Revenue was relatively flat at $494 million. Rental transactions declined 10.7 million units to 181.3 million from 192 million units in the year-over-year period. Same store (kiosk) sales decreased 1.3% compared to an increase of 0.9% a year ago.

CFO Smith attributed the decline in rental transactions to three factors: The underperformance of key movies and video game releases early in Q4; moderately lower demand from price sensitive consumers following the December price hikes; the ongoing secular decline in the physical rental market.

Box Office Blues

Nearing the midpoint of the current first quarter, Smith said rental demand was down reflecting Redbox’s yearlong downward projection for 2015. He attributed the decline to the price hike and expected lower box office.

“We expect the number of  box office titles releasing at Redbox in 2015 will decrease from 2014 as a result of the 16% decline in theatrical box office in the second half of 2014,” he said, adding that high-frequency rentals dipped 3% in the quarter.

Looking ahead, the CFO said current Q1 box office releases are 31% below the same period a year ago with eight fewer theatrical titles released in the quarter.
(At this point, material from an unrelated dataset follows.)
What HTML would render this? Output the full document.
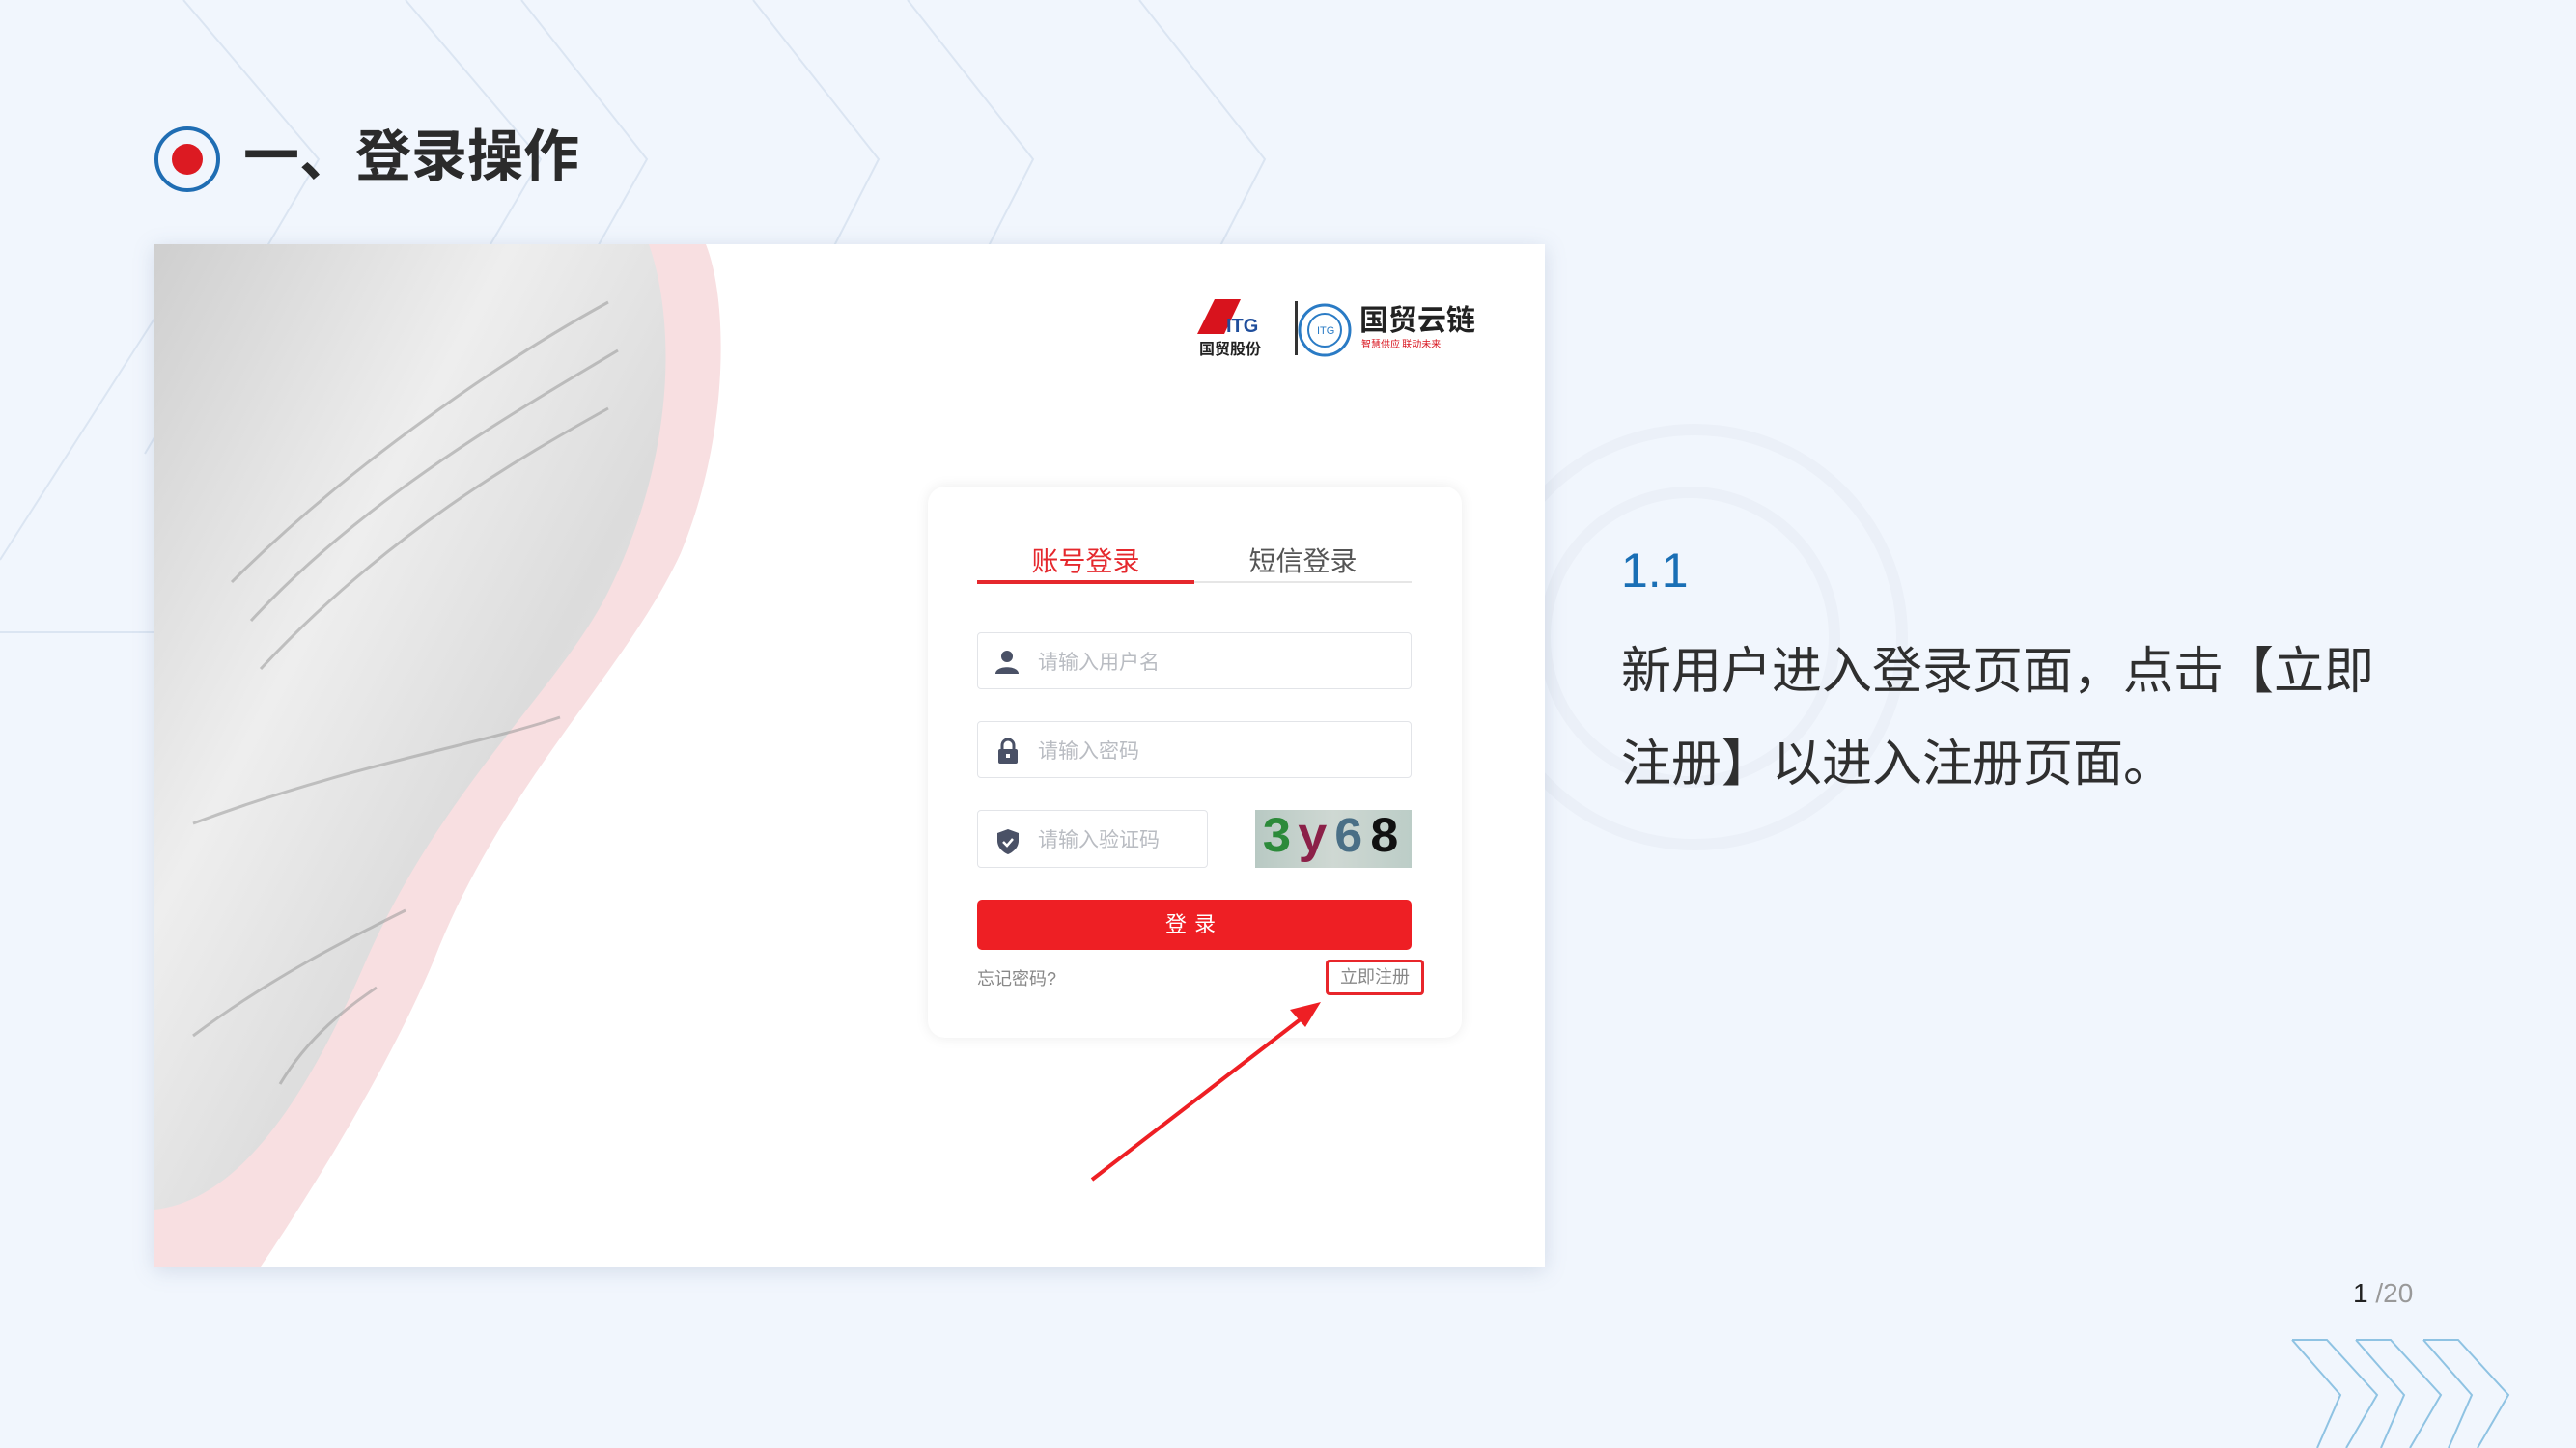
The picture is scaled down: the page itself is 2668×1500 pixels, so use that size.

“We expect content strength to improve in Q2 as the Q2 2014 release slate was particularly weak,” Galen said. “It’s really driven by content.”

The company is focusing on recent consumer initiative – Blu-ray Upsell – intended to generate higher-margin BD rentals, in addition to consumer loyalty program “Redbox Play Pass,” which rewards frequent renters with free titles and has generated 1.5 million members in two months since launch.

“While other companies have moved away from physical media, we believe we are uniquely positioned to take advantage of the long tail of physical rentals, despite the secular decline in DVDs,” Smith said.

Indeed, the CFO said that during the week of Dec. 29, Redbox had its best rental week ever.

“It proves that when you have strong content, [it] will continue to perform very well [at rental],” he said.